** BEGIN **

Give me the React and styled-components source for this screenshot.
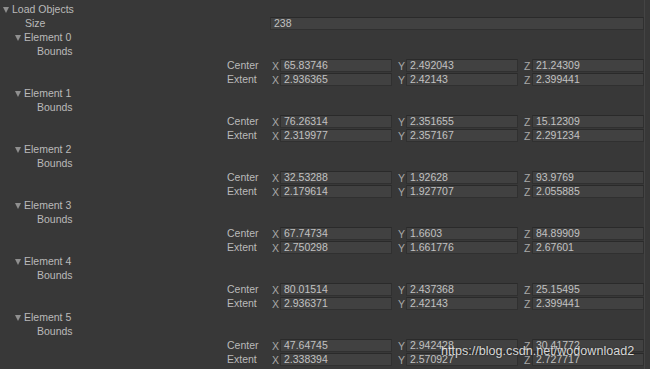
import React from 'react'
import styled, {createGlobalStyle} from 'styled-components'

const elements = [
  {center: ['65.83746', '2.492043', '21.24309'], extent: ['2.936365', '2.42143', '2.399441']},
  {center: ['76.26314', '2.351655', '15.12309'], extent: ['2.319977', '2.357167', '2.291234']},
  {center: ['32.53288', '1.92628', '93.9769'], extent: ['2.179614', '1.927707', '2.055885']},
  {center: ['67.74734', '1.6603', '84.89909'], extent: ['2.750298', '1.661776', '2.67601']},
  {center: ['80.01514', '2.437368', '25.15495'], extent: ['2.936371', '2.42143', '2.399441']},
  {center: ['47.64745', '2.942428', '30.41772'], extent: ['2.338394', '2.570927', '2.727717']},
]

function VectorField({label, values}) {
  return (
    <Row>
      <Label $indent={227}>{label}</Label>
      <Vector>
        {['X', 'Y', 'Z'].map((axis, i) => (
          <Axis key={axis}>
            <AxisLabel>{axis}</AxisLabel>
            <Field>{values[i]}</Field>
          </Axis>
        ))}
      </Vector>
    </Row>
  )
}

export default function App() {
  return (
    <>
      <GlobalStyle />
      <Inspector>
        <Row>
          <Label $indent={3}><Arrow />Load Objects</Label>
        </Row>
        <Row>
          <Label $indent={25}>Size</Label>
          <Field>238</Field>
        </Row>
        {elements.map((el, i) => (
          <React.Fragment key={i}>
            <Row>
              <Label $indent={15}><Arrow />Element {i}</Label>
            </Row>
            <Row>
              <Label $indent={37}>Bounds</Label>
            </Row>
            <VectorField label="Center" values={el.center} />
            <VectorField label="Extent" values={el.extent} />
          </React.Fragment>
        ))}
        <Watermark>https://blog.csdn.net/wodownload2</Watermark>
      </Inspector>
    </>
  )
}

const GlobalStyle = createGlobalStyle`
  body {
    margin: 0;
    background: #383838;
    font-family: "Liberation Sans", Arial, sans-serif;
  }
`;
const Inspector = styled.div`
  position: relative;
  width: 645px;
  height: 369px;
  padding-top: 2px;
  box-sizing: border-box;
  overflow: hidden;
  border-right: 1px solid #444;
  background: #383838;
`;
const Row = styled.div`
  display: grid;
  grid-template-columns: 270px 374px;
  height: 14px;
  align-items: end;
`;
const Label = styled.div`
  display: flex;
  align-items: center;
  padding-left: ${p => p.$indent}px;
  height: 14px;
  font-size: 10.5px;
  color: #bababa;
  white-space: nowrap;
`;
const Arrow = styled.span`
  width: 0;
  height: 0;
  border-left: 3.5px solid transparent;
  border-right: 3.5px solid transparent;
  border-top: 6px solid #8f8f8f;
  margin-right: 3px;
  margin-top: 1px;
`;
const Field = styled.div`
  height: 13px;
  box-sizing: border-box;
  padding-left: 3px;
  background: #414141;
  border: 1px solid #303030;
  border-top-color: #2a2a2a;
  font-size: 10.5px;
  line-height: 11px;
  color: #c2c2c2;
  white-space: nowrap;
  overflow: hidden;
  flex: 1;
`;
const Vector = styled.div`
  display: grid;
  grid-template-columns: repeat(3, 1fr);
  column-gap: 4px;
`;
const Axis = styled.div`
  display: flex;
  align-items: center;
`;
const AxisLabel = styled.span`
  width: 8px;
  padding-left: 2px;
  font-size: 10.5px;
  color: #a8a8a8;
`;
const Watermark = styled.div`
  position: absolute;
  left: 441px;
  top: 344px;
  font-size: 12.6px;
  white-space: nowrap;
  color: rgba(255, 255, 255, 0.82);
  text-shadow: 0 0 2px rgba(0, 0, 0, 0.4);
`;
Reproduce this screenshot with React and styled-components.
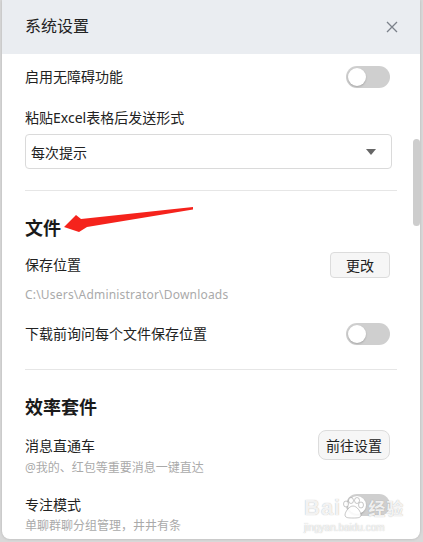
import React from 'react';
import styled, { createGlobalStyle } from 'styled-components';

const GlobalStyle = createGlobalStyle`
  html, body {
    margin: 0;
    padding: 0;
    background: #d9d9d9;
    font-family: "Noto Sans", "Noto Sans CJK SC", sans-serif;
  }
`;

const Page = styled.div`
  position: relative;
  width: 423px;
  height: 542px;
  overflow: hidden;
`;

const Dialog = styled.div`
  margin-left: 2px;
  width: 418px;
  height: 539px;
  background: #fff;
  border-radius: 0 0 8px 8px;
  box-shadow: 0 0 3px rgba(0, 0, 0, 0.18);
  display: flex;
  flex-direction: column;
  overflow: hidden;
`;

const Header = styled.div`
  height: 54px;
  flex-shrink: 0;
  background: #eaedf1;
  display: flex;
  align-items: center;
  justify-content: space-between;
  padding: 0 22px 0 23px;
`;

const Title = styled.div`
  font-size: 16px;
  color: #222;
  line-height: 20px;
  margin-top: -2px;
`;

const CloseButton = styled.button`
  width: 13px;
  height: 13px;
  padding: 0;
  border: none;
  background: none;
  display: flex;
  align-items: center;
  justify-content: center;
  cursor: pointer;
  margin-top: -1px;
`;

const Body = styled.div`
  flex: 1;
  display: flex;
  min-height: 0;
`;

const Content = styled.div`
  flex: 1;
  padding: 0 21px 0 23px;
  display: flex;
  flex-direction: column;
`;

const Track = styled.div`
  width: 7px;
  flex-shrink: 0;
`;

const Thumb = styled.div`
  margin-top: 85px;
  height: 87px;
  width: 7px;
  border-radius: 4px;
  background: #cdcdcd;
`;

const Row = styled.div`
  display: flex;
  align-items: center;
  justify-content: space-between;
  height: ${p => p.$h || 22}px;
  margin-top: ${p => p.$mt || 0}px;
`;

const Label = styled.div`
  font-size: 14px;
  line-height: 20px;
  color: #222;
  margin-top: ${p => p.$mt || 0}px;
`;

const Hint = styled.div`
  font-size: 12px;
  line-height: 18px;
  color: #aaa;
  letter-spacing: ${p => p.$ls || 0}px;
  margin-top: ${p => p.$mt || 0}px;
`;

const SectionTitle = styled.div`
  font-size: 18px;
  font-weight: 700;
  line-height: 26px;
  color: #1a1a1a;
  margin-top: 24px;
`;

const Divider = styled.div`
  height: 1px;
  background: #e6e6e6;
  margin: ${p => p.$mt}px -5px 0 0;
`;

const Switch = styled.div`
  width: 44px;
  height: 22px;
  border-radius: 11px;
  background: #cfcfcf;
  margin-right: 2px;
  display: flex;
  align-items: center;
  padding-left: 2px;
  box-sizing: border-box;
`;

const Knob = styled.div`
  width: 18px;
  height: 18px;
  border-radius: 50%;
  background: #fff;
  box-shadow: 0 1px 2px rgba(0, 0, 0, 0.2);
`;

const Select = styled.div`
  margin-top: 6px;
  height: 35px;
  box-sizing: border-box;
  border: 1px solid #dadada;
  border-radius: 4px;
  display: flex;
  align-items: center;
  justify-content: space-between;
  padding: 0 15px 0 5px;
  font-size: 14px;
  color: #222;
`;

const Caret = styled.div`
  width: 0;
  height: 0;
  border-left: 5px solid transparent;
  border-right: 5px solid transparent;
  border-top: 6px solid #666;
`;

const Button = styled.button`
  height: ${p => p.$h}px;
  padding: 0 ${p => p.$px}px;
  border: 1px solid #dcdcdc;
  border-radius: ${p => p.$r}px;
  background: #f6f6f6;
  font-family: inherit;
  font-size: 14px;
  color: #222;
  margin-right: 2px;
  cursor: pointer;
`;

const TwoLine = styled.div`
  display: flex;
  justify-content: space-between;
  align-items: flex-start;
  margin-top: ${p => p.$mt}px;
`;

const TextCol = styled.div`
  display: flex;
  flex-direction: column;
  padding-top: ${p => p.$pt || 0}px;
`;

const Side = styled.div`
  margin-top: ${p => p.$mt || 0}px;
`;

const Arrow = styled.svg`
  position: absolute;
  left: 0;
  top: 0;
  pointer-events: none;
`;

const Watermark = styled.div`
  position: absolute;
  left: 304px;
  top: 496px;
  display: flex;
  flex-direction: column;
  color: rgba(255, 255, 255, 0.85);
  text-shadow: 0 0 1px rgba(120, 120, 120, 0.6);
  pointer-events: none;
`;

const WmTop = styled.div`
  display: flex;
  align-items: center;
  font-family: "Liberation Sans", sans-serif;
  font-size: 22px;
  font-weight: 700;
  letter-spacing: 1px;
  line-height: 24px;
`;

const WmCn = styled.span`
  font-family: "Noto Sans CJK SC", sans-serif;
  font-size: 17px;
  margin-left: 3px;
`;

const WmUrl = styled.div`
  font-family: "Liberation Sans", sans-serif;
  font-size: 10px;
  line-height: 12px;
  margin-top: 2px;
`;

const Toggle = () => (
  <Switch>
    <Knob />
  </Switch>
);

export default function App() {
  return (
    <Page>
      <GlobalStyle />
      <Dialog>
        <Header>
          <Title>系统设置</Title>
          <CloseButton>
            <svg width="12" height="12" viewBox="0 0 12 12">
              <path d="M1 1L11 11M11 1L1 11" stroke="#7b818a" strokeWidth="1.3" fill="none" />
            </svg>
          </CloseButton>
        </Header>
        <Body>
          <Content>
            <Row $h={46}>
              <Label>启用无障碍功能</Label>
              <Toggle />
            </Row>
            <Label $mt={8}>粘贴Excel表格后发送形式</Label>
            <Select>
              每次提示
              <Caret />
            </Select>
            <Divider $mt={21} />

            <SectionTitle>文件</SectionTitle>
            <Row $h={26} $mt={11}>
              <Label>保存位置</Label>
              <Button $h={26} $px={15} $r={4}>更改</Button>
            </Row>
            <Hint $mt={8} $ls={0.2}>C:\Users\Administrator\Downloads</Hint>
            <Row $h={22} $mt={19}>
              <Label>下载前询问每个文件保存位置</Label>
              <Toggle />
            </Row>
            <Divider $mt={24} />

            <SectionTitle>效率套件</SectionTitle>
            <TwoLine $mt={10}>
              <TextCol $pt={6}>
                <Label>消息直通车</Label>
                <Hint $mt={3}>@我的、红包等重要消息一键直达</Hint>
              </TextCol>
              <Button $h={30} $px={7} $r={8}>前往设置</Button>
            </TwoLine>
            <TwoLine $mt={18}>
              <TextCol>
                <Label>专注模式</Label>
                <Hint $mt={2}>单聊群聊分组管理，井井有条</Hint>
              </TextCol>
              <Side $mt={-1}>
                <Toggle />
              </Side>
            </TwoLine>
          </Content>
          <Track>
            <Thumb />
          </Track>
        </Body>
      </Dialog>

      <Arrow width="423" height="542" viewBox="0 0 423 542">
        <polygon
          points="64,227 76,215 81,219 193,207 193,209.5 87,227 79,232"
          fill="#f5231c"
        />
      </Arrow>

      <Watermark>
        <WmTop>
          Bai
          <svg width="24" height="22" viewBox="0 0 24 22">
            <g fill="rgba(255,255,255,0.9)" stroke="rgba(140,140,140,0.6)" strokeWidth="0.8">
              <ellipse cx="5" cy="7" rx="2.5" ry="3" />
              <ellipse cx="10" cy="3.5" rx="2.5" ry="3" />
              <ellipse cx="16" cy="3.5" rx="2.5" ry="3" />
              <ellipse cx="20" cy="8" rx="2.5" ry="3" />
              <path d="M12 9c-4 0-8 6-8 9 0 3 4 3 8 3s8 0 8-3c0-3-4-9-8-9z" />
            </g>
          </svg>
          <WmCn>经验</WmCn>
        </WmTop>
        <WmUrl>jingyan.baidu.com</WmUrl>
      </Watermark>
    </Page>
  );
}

** END **

YOUR INSTRUCTIONS: Search the preceding listing for the word "screenshot" and pull out every line that holds it.

TASK ANSWER:
Give me the React and styled-components source for this screenshot.
Reproduce this screenshot with React and styled-components.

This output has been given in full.